[Begin INFORMATION SHOWN]

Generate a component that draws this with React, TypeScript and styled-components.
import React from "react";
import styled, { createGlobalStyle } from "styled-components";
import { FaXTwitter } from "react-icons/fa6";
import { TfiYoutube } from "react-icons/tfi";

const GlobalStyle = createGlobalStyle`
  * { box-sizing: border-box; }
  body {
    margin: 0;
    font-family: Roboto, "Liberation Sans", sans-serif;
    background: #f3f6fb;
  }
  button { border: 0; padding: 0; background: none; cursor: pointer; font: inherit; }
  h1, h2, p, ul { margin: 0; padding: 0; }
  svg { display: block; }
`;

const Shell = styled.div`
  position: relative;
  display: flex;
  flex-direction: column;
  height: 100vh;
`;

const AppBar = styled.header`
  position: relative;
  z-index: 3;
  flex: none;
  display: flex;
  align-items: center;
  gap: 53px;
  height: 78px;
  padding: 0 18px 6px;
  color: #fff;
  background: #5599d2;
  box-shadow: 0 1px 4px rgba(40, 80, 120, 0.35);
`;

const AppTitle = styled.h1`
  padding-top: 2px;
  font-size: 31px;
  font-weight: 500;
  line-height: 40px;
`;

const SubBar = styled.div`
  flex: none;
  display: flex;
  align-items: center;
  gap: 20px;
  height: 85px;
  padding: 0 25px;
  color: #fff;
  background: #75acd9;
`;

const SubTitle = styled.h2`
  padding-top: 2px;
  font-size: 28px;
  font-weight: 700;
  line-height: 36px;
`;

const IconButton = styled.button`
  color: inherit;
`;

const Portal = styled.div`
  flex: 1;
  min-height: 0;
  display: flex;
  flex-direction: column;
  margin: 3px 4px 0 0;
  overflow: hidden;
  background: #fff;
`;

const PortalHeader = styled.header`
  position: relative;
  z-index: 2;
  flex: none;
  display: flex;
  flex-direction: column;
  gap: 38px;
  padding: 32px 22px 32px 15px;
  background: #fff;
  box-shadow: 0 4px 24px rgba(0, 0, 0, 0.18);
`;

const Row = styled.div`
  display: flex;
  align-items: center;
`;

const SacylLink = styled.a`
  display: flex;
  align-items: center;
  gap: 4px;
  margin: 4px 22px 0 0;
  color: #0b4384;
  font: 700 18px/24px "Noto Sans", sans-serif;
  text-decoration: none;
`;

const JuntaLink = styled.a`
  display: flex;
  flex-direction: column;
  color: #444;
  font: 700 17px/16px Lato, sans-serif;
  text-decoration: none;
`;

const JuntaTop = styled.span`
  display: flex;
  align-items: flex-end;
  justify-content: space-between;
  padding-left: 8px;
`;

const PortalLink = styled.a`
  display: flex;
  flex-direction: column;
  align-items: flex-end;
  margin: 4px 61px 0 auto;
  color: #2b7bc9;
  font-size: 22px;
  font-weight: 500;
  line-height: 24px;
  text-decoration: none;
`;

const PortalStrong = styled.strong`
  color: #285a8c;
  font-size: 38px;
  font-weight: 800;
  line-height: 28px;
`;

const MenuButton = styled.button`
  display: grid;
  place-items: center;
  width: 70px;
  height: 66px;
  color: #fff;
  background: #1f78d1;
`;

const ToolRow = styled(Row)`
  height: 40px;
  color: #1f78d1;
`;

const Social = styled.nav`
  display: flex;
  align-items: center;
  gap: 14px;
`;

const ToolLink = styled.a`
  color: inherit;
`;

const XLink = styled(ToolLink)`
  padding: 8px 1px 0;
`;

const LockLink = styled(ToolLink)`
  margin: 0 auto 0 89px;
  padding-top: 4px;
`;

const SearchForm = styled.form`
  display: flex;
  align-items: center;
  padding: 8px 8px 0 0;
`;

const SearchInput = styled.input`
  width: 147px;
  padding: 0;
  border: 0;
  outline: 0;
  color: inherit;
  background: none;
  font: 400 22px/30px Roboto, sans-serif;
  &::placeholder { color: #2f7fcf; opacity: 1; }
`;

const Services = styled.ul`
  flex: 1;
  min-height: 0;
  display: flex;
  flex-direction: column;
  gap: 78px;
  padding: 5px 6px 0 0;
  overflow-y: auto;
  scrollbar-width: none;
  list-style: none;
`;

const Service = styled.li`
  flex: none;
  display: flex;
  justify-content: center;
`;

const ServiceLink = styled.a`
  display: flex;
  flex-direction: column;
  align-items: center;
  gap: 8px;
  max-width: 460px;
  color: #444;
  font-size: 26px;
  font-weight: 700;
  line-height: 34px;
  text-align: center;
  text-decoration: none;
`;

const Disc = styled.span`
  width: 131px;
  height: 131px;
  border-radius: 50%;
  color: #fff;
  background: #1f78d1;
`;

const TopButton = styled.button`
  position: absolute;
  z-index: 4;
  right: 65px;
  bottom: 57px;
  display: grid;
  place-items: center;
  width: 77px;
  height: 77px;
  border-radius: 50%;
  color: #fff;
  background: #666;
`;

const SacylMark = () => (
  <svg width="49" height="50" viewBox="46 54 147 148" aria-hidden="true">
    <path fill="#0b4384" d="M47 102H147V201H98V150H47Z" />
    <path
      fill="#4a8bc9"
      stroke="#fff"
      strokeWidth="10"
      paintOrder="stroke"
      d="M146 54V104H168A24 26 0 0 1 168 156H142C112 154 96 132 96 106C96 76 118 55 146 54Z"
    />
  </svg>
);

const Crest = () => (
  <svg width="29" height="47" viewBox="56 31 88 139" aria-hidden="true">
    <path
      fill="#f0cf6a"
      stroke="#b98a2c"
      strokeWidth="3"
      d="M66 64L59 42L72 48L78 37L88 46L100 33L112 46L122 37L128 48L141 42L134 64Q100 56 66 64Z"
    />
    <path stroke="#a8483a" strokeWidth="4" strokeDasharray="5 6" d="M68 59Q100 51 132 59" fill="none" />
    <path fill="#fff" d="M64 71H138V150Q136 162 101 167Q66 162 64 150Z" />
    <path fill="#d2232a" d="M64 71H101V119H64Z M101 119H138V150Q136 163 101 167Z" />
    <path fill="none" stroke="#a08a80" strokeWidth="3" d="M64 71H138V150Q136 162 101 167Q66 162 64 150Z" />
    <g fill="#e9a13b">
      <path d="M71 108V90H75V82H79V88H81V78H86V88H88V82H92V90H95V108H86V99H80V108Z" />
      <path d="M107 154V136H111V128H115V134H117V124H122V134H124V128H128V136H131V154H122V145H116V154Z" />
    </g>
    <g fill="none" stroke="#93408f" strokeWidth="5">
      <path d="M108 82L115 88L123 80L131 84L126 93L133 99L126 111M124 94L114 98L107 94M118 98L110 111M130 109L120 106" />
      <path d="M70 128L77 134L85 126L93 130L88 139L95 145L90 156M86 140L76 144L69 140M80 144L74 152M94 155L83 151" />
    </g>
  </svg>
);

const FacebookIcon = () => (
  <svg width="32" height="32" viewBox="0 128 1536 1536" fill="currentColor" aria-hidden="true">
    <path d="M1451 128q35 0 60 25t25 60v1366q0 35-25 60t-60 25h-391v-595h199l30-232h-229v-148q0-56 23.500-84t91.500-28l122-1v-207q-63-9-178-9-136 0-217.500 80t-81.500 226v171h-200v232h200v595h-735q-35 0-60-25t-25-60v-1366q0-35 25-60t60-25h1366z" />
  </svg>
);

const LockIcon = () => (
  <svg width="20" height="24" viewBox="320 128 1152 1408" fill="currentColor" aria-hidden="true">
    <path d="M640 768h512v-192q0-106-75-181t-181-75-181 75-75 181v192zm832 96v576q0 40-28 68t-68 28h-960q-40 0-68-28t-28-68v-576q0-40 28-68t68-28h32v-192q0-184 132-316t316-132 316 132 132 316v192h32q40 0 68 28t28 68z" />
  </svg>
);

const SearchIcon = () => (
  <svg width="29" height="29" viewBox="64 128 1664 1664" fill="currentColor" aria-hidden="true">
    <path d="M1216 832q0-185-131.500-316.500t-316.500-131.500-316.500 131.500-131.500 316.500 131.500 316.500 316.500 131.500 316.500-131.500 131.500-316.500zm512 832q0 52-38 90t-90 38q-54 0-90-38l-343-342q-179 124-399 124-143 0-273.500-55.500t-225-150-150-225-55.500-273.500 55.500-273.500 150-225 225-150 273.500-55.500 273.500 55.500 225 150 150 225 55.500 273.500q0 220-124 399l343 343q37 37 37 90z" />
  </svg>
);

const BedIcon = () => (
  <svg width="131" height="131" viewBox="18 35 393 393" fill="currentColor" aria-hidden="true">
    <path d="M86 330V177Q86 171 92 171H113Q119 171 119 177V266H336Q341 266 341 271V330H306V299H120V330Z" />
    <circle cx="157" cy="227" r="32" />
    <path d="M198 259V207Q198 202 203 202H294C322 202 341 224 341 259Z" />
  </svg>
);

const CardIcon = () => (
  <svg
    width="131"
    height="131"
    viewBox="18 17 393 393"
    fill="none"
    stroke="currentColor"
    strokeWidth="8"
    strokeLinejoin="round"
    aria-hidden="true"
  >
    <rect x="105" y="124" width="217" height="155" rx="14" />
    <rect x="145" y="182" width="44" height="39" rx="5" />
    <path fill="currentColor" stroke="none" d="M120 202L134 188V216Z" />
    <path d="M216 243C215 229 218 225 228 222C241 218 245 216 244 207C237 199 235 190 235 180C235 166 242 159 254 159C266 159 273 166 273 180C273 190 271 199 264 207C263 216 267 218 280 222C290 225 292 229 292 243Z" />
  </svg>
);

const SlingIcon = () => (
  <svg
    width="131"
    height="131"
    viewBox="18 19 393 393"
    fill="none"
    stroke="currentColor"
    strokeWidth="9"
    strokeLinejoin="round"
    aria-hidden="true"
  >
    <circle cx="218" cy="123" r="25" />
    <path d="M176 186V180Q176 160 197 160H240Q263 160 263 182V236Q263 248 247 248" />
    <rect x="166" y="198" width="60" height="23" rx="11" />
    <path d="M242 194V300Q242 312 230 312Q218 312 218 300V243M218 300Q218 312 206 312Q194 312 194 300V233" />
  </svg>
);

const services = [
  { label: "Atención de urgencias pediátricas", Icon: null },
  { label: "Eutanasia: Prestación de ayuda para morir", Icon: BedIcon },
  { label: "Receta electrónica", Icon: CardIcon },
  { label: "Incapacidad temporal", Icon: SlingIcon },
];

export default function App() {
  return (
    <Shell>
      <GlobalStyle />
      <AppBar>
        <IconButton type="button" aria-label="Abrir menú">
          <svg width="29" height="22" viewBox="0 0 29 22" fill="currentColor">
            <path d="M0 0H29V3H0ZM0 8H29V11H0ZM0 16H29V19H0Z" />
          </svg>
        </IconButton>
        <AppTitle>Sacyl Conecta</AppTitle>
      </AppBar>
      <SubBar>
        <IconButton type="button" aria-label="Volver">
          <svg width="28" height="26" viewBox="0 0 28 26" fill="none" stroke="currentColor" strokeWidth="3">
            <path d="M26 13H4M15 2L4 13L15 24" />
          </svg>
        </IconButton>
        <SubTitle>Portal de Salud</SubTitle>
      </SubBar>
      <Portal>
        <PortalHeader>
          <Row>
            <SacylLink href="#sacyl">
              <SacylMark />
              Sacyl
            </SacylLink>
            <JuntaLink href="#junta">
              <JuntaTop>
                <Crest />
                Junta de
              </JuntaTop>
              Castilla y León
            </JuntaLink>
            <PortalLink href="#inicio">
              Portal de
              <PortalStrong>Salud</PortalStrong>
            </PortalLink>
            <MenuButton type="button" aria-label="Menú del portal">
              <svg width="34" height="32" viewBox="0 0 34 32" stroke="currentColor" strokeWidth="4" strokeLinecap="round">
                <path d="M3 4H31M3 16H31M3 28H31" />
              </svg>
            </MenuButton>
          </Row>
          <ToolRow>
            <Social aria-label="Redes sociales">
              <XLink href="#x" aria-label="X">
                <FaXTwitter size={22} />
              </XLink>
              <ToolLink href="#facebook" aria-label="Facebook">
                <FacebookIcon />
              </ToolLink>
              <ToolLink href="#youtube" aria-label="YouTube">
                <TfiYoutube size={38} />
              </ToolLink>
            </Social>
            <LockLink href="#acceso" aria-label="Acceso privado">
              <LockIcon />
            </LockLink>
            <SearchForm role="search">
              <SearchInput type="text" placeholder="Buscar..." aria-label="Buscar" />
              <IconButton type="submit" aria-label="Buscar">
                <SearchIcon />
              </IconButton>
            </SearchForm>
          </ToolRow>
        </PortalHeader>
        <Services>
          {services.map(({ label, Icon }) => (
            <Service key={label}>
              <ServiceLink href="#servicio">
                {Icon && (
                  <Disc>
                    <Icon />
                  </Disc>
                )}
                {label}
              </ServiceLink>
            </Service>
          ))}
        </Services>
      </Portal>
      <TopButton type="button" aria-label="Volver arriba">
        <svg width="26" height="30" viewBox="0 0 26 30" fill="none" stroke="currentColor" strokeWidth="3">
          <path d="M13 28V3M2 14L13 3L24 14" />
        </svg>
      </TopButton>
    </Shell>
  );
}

[End INFORMATION SHOWN]

YOUR INSTRUCTIONS -
Using the listing above, show every line that includes the string "components".

COMPLETE OUTPUT -
Generate a component that draws this with React, TypeScript and styled-components.
import styled, { createGlobalStyle } from "styled-components";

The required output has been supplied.